Le voici à nouveau tout triste et déconfit, sur la plage d’Anglet. Un avion capote sur le sable. Il s’agit bien d’avion, ne sait-on pas que son ancienne passion est morte, et mort son rêve ? Depuis le 2 août, il n’y a plus songé. Cependant il entre en conversation avec le pilote, qui est un sergent. Et, tout à coup, une idée s’empare de son esprit. L’ancienne passion refleurit sous une forme nouvelle, le rêve est ressuscité :

— Comment peut-on s’engager dans l’aviation ?
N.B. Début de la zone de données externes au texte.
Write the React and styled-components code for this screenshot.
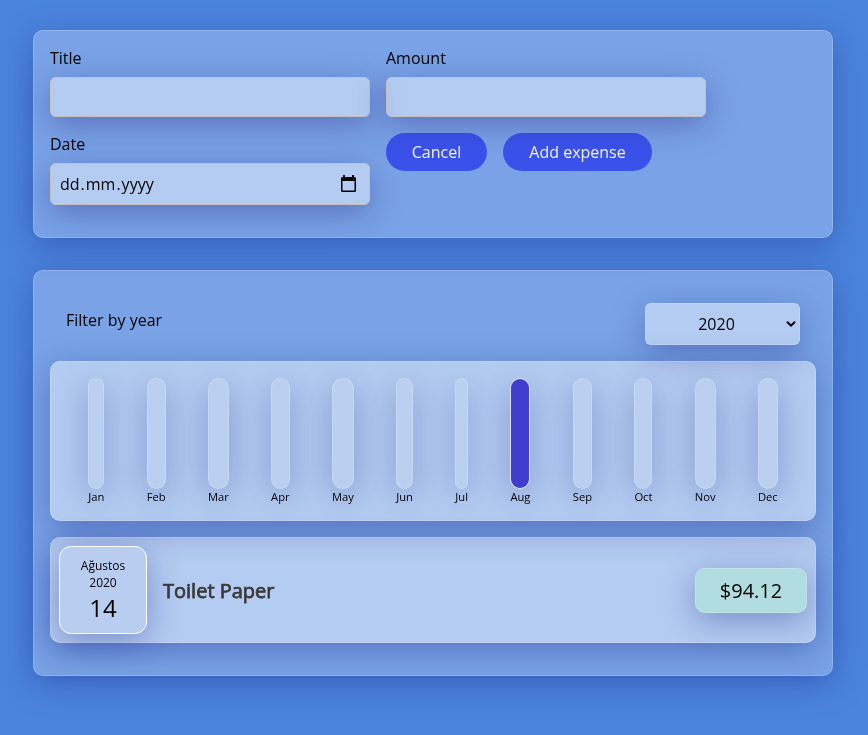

— Arrangez-vous avec le capitaine : allez à Pau…

Georges, aussitôt, court à la villa Delphine. Ses parens ne reconnaissent plus son pas, son visage des jours précédens. Il a repris l’entrain d’autrefois. L’enfant est sauvé.

— Papa, je veux aller à Pau demain.

— Pourquoi ce voyage à Pau ?

— Pour m’engager dans l’aviation. Avant la guerre, vous ne vouliez pas d’un aviateur, mais, en guerre, l’aviation n’est plus un sport.

— En guerre, c’est autre chose, en effet.

Le lendemain, il débarque à Pau. Le capitaine Bernard-Thierry commande le camp d’aviation. Il force la porte du capitaine Bernard-Thierry que les sous-ordres croient lui barrer. Il explique son cas, il plaide sa cause avec un tel feu dans les yeux que l’officier en est comme ébloui et fasciné. Au ton dont le capitaine Bernard-Thierry objecte les deux ajournemens successifs, Georges Guynemer le devine ébranlé. Comme à Stanislas, quand il voulait faire amoindrir une punition, mais avec combien plus de chaleur convaincante, car il joue son avenir, il presse, il multiplie les argumens. Un fluide d’envoûteur part de sa bouche et de son regard. Et puis, tout à coup, l’enfant reparaît, qui supplie, qui va pleurer.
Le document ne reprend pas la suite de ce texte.